4) Learn to play a piece of music (by chosen guitarist). The children get to choose the length of the played piece and if they are playing chords/tabs.
5) Debate - Persuasive writing about their guitarist, informing the audience on why their guitarist is the best. The children know persuasive writing consists of and that they need to engage the audience and persuade them that their guitarist is the best! Their information reports will help support their persuasive writing.


Jeniffer Batten is undoubtedly my favourite guitarist! 

She could quite appropriately be dubbed the undisputed Queen of Shred, and one of the genre’s finest guitarists—male or female.

The “shred” classification is, however, too limiting a name for a player of such exemplary technique, inspiring talent, and amazing versatility.

At the age of eight, Batten began playing guitar, influenced by the Beatles and BB King. She later attended the Guitar Institute of Technology in Hollywood, becoming the school’s first female graduate in 1979. She was noted especially for her technical prowess and impressive two-hand tapping style. At the time, the eight-finger tapping technique Batten had mastered was a feat of complexity practically unheard of in guitar circles, and established her as a talent well ahead of her time.

Playing in various fusion/rock bands, Batten also taught at the Guitar Institute of Technology, and published two instructional books; Hal Leonard’s “Two Hand Rock” and “The Transcribed Guitar Solos of Peter Sprague.”

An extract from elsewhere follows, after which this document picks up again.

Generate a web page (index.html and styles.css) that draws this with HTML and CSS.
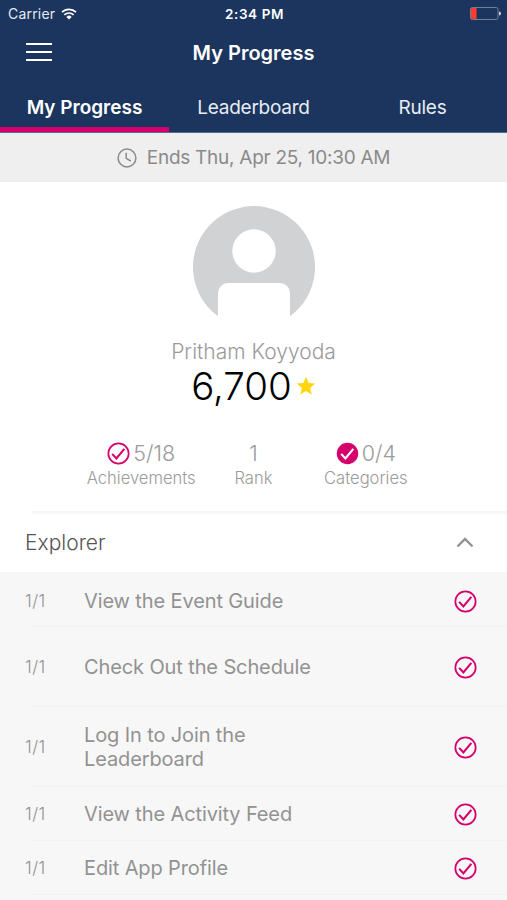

She was also asked by Michael Jackson to audition for his band. He picked her from a large number of qualified candidates to take on the guitar responsibilities in Michael Jackson’s band for the Bad (1987-89), Dangerous (1992-93), and HIStory (1996-97) world tours, as well as Jackson’s 1993 Super Bowl half-time performance (which was viewed by 1.5 billion people in 80 nations).

If you’re a guitar player, or a fan of shredding, you owe it to yourself to check out the “Queen of Shred.”  Regardless of your style, Jennifer Batten will undoubtedly prove an inspired addition to any playlist!